**What is being asked**
Identify all lines in the data containing the string "Tailwind". Copy them out.

**Data shown**

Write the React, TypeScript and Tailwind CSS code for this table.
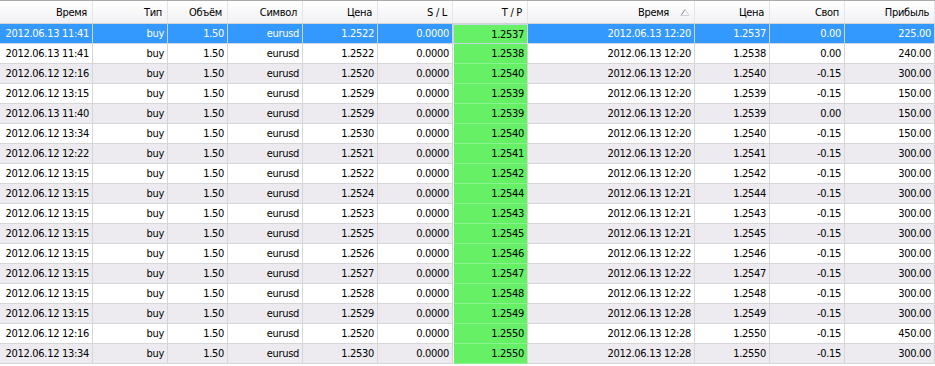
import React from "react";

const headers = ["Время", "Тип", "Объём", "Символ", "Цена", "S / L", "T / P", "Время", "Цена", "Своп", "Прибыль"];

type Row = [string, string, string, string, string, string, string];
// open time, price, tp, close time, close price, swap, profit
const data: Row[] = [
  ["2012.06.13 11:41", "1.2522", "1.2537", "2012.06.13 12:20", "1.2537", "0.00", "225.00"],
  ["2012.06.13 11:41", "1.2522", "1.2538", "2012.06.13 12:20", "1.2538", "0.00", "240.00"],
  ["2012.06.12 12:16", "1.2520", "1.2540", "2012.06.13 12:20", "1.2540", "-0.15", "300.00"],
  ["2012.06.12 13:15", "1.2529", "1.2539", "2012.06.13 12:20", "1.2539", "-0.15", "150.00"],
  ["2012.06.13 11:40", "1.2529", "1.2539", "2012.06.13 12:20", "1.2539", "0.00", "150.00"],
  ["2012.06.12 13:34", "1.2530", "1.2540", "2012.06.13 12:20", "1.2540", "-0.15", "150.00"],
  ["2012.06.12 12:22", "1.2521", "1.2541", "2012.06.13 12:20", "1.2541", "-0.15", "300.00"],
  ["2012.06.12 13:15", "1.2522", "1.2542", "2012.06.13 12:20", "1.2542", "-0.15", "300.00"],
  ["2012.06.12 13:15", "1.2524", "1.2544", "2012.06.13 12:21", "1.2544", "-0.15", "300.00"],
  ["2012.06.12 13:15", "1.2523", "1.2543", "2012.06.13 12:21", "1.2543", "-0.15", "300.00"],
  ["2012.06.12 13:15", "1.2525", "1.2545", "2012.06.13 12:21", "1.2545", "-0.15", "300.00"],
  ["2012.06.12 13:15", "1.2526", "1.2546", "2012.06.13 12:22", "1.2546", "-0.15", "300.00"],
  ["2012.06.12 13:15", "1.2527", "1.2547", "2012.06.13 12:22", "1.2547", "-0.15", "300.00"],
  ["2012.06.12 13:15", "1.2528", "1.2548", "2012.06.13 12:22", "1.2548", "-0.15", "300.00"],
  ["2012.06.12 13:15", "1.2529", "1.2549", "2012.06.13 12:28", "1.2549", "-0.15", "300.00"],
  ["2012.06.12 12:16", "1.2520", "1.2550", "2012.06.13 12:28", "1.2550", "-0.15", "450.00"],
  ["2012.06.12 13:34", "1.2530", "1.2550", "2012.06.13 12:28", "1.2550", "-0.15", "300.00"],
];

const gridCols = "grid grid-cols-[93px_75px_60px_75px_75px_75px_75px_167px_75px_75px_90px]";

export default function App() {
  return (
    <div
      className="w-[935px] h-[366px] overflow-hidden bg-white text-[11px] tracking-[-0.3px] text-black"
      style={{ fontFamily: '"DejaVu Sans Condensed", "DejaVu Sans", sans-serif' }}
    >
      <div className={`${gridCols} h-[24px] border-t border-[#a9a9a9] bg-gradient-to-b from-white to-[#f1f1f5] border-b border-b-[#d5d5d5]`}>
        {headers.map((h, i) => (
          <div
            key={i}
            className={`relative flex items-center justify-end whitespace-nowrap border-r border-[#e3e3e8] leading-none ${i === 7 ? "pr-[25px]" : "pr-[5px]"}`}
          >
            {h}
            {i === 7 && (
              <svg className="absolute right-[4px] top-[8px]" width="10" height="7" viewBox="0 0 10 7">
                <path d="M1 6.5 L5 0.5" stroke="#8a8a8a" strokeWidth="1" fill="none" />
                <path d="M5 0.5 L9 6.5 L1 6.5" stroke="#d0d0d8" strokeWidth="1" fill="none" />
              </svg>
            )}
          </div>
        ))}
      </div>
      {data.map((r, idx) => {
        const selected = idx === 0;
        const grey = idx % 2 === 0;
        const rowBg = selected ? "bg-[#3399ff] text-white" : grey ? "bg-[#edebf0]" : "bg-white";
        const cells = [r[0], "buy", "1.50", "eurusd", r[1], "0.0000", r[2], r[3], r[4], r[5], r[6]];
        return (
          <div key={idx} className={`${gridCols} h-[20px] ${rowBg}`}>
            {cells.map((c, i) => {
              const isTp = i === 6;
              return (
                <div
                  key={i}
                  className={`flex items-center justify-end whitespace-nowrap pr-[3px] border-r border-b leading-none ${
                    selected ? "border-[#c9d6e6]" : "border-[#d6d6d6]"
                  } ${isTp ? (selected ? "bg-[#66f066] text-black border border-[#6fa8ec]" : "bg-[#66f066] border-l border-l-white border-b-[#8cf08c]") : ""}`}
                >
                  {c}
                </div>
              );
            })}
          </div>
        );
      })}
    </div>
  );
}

---

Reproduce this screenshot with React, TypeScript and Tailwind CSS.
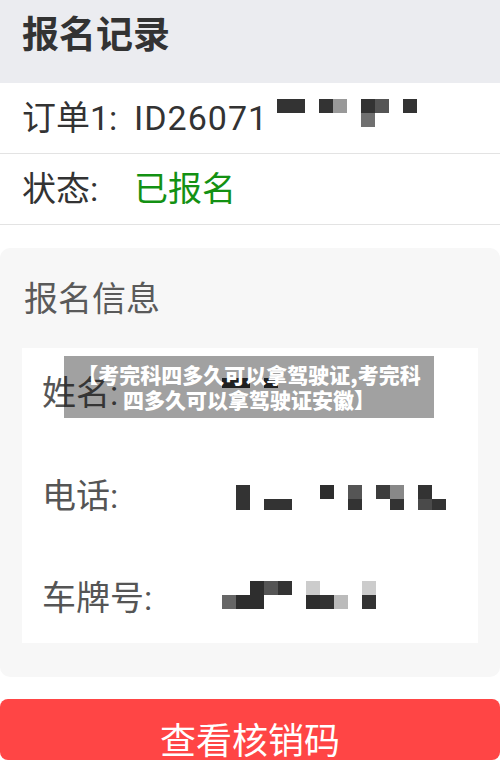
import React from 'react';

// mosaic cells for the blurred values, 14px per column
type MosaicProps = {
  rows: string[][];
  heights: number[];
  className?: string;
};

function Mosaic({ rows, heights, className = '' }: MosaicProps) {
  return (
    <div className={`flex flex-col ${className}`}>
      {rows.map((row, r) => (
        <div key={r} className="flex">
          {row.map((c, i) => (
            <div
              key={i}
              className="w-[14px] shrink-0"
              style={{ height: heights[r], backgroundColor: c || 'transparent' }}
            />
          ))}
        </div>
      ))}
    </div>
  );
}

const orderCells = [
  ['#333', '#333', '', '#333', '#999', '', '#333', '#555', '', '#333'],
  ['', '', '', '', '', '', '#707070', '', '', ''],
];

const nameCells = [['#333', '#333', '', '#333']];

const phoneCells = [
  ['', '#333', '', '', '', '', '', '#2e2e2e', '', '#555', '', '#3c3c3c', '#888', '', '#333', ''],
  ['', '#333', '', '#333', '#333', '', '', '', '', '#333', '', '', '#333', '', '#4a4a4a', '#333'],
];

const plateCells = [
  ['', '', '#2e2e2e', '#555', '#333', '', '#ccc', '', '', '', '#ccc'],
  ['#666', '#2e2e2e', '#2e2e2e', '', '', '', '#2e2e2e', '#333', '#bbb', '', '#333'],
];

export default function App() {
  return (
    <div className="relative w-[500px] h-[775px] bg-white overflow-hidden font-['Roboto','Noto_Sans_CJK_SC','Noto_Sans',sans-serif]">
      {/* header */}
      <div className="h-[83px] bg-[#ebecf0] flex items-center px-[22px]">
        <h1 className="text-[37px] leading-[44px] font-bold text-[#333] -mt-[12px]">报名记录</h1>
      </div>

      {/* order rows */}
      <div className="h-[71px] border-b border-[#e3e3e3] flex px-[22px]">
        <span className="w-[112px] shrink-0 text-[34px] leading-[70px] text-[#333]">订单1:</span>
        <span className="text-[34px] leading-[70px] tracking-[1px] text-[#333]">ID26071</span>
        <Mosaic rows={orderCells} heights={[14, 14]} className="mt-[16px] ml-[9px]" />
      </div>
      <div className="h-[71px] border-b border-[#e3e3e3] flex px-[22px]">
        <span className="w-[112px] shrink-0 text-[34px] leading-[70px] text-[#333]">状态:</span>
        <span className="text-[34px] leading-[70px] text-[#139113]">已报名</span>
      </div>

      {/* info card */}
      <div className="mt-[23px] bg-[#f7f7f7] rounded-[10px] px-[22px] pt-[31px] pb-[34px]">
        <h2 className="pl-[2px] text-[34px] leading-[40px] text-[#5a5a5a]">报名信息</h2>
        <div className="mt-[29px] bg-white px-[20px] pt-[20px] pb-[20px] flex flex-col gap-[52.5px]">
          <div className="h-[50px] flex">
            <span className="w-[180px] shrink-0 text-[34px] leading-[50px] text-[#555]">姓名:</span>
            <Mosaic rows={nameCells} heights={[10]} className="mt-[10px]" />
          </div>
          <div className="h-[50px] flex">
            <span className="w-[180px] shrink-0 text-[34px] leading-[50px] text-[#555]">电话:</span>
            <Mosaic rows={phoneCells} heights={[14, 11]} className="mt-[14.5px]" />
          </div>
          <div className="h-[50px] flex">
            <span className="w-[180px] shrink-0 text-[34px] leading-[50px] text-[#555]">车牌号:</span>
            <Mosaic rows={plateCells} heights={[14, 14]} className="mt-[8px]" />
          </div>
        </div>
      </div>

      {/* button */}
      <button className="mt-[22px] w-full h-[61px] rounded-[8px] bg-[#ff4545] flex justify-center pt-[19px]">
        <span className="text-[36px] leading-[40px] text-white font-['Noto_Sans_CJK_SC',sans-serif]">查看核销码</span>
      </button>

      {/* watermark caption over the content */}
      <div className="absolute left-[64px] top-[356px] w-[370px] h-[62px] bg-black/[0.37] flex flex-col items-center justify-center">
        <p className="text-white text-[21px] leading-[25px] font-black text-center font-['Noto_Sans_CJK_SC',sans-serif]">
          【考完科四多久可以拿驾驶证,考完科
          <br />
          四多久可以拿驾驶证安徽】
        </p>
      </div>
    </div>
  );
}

**Problem solution**
Write the React, TypeScript and Tailwind CSS code for this table.
Reproduce this screenshot with React, TypeScript and Tailwind CSS.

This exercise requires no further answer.